February 7: Adweek gives Hewlett-Packard its “Campaign of the Year” award.
February 9: Carly Fiorina, Hewlett-Packard CEO, gets fired.
February 14: Alison Johnson, Hewlett-Packard SVP of Corporate Marketing, resigns.

Lest you think an honor from Adweek is a jinx, this is just a case of coincidental timing. Other business magazines have been hinting at a CEO change for months. And it seems the ad campaign played no role in reflecting Fiorina’s overall performance.

However, any change in top management usually foreshadows a change in the direction of advertising and marketing. Which would be a shame, because the ad agency (Goodby, in this case) did what it was charged to do and did it well. So do recent events mean, in the end, that the campaign didn’t work, or that the campaign wasn’t the right idea for the company?

Once again, we’ll see soon whether an ad agency is treated like a partner or merely a vendor—by whether the H-P retains the agency and solicits their advice as management forges ahead with a new corporate strategy. Positioning H-P as a leader in digital imaging and printing wasn’t a panacea—the company has deeper problems that ads can’t fix.

This paradox is one advertising agencies have wrestled with for decades. A successful, highly praised ad campaign doesn’t mean automatic success for an agency—or the client. The converse is true as well—a highly loathed, bland ad campaign can prove perfectly okay for a company whose balance sheet is healthy and whose investors get a nice return on their stock. These are some of the reasons why many CEO’s don’t place a high value on their advertising.

So if agencies are so disposable, even after producing successful work, does this mean advertising people should still care about how their clients’ business is doing? I say of course. But I’ve met and worked for numerous people who couldn’t give a rat’s ass about their client’s business, so long as they got a nice TV spot out of the deal. Many creative folks wear their ignorance like a badge of honor. And in the ad world, a nice TV spot can take your career a lot further than finding other, unglamorous ways to improve a client’s business. The clients go away, the ad people move on to something else, and wheels of commerce keep turning.

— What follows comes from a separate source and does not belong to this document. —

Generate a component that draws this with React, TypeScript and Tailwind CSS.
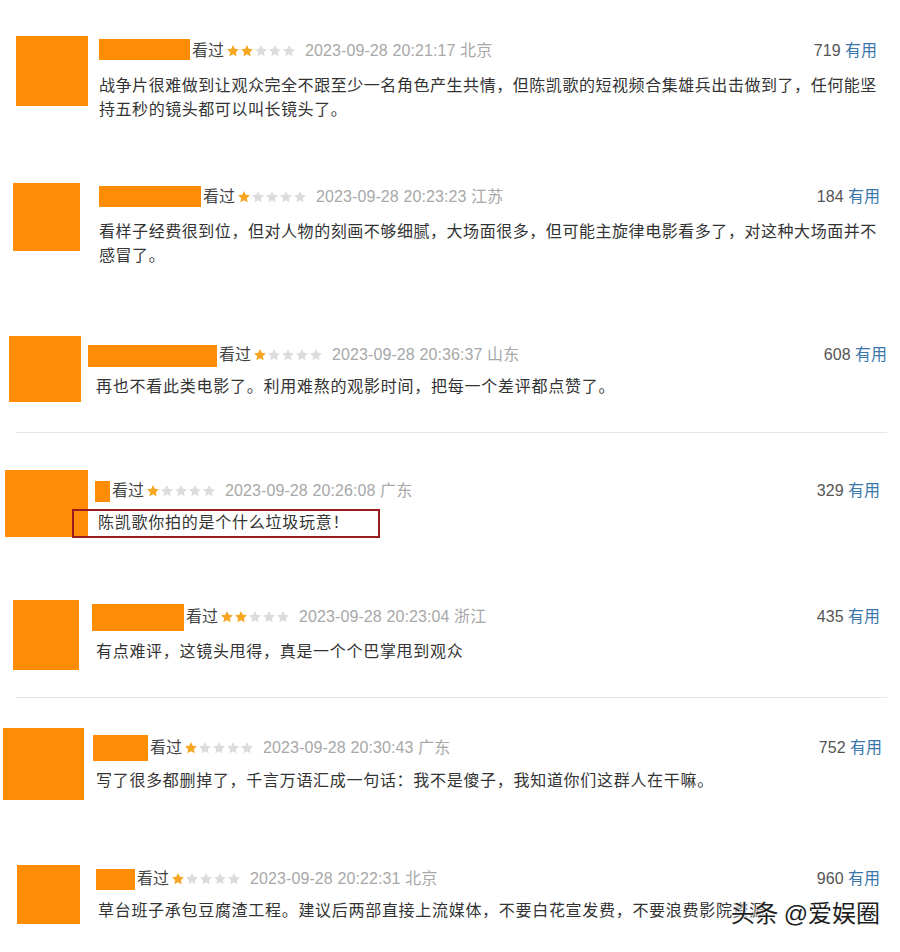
import React from "react";

type Block = {
  wrap: string;
  avatar: string;
  col: string;
  bar: string;
  text: string;
  stars: number;
  date: string;
  count: string;
  lines: string[];
  box?: boolean;
  divider?: string;
};

const blocks: Block[] = [
  {
    wrap: "h-[170px] pt-[36px]",
    avatar: "ml-[16px] w-[72px] h-[70px]",
    col: "ml-[11px] mr-[23px] pt-[3px]",
    bar: "w-[91px] h-[21px] -translate-y-[2px]",
    text: "mt-[11px] ml-0 tracking-[0.55px]",
    stars: 2,
    date: "2023-09-28 20:21:17 北京",
    count: "719",
    lines: [
      "战争片很难做到让观众完全不跟至少一名角色产生共情，但陈凯歌的短视频合集雄兵出击做到了，任何能坚",
      "持五秒的镜头都可以叫长镜头了。",
    ],
  },
  {
    wrap: "h-[150px] pt-[13px]",
    avatar: "ml-[13px] w-[67px] h-[68px]",
    col: "ml-[19px] mr-[20px] pt-[2px]",
    bar: "w-[102px] h-[21px] -translate-y-[1px]",
    text: "mt-[11px] ml-0 tracking-[0.55px]",
    stars: 1,
    date: "2023-09-28 20:23:23 江苏",
    count: "184",
    lines: [
      "看样子经费很到位，但对人物的刻画不够细腻，大场面很多，但可能主旋律电影看多了，对这种大场面并不",
      "感冒了。",
    ],
  },
  {
    wrap: "h-[112px] pt-[16px]",
    avatar: "ml-[9px] w-[72px] h-[66px]",
    col: "ml-[7px] mr-[13px] pt-[7px]",
    bar: "w-[129px] h-[22px] translate-y-[1px]",
    text: "mt-[8px] ml-[8px] tracking-[0.75px]",
    stars: 1,
    date: "2023-09-28 20:36:37 山东",
    count: "608",
    lines: ["再也不看此类电影了。利用难熬的观影时间，把每一个差评都点赞了。"],
    divider: "ml-[16px] mr-[13px]",
  },
  {
    wrap: "h-[147px] pt-[37px]",
    avatar: "ml-[5px] w-[83px] h-[67px]",
    col: "ml-[7px] mr-[20px] pt-[9px]",
    bar: "w-[15px] h-[21px]",
    text: "mt-[8px] ml-[3px] tracking-[0.75px]",
    stars: 1,
    date: "2023-09-28 20:26:08 广东",
    count: "329",
    lines: ["陈凯歌你拍的是个什么垃圾玩意！"],
    box: true,
  },
  {
    wrap: "h-[117px] pt-[20px]",
    avatar: "ml-[13px] w-[66px] h-[70px]",
    col: "ml-[13px] mr-[20px] pt-[5px]",
    bar: "w-[92px] h-[27px]",
    text: "mt-[11px] ml-[4px] tracking-[0.7px]",
    stars: 2,
    date: "2023-09-28 20:23:04 浙江",
    count: "435",
    lines: ["有点难评，这镜头甩得，真是一个个巴掌甩到观众"],
    divider: "ml-[16px] mr-[13px]",
  },
  {
    wrap: "h-[152px] pt-[30px]",
    avatar: "ml-[3px] w-[81px] h-[72px]",
    col: "ml-[9px] mr-[18px] pt-[8px]",
    bar: "w-[55px] h-[26px]",
    text: "mt-[9px] ml-[3px] tracking-[0.7px]",
    stars: 1,
    date: "2023-09-28 20:30:43 广东",
    count: "752",
    lines: ["写了很多都删掉了，千言万语汇成一句话：我不是傻子，我知道你们这群人在干嘛。"],
  },
  {
    wrap: "h-[102px] pt-[15px]",
    avatar: "ml-[17px] w-[63px] h-[59px]",
    col: "ml-[16px] mr-[20px] pt-[2px]",
    bar: "w-[39px] h-[21px]",
    text: "mt-[8px] ml-[2px] tracking-[0.7px]",
    stars: 1,
    date: "2023-09-28 20:22:31 北京",
    count: "960",
    lines: ["草台班子承包豆腐渣工程。建议后两部直接上流媒体，不要白花宣发费，不要浪费影院资源"],
  },
];

function Star({ on }: { on: boolean }) {
  return (
    <svg width="14" height="14" viewBox="0 0 24 24" className="shrink-0">
      <path
        d="M12 1.8l3.05 6.5 7.05.85-5.2 4.85 1.35 7L12 17.5l-6.25 3.5 1.35-7L1.9 9.15l7.05-.85z"
        fill={on ? "#f7a623" : "#dcdcdc"}
      />
    </svg>
  );
}

function Row({ b }: { b: Block }) {
  return (
    <>
      <div className={`flex items-start ${b.wrap}`}>
        <div className={`shrink-0 bg-[#ff8c05] ${b.avatar}`} />
        <div className={`flex-1 flex flex-col ${b.col}`}>
          <div className="flex items-center h-[24px]">
            <div className={`shrink-0 bg-[#ff8c05] ${b.bar}`} />
            <span className="ml-[2px] text-[16px] text-[#444] leading-[24px]">看过</span>
            <span className="ml-[2px] flex items-center">
              {[0, 1, 2, 3, 4].map((i) => (
                <Star key={i} on={i < b.stars} />
              ))}
            </span>
            <span className="ml-[9px] text-[16px] text-[#a8a8a8] leading-[24px] tracking-[0.1px]">
              {b.date}
            </span>
            <span className="ml-auto text-[16px] leading-[24px] whitespace-nowrap">
              <span className="text-[#555]">{b.count}</span>
              <span className="text-[#3a77aa]"> 有用</span>
            </span>
          </div>
          <div className={`relative text-[16px] leading-[24px] text-[#333] ${b.text}`}>
            {b.box && (
              <div className="absolute left-[-26px] top-[-2px] w-[308px] h-[29px] border-2 border-[#9b1c1f]" />
            )}
            {b.lines.map((l, i) => (
              <div key={i} className="whitespace-nowrap">
                {l}
              </div>
            ))}
          </div>
        </div>
      </div>
      {b.divider && <div className={`h-px bg-[#e6e6e6] ${b.divider}`} />}
    </>
  );
}

export default function App() {
  return (
    <div
      className="relative w-[900px] h-[952px] overflow-hidden bg-white"
      style={{ fontFamily: '"Liberation Sans", "Noto Sans CJK SC", sans-serif' }}
    >
      {blocks.map((b, i) => (
        <Row key={i} b={b} />
      ))}
      <div className="absolute right-[20px] top-[897px] flex items-center text-[24px] leading-[34px] text-[#1e1e1e] [text-shadow:0_0_2px_#fff,0_0_2px_#fff,0_0_3px_#fff]">
        <span>头条</span>
        <span className="ml-[5px]">@爱娱圈</span>
      </div>
    </div>
  );
}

But our industry needs to change—or perish. We love to bitch that our clients don’t understand advertising—say, when clients are presented with a humorous concept and take it literally, or they simply don’t get it. Well, the ignorance works in reverse—we advertising people often don’t understand their business or their industry. Although it’s often our detachment that can point out the opportunities and problems a client has, and we can use that to their benefit to help them. If only we had the opportunity, or took the initiative to seize it.

It’ll be very interesting to see where H-P goes from here. And they’re not the only company facing this situation. Every high-profile account review seems to reflect something beyond a client’s dissatisfaction with its advertising. Ad agencies must adjust to a restless business climate.

Maybe soon we’ll see the day where “the board of directors” and “stockholders” are listed as the target audience on a creative brief. Boy, that’s not a rosy picture, is it?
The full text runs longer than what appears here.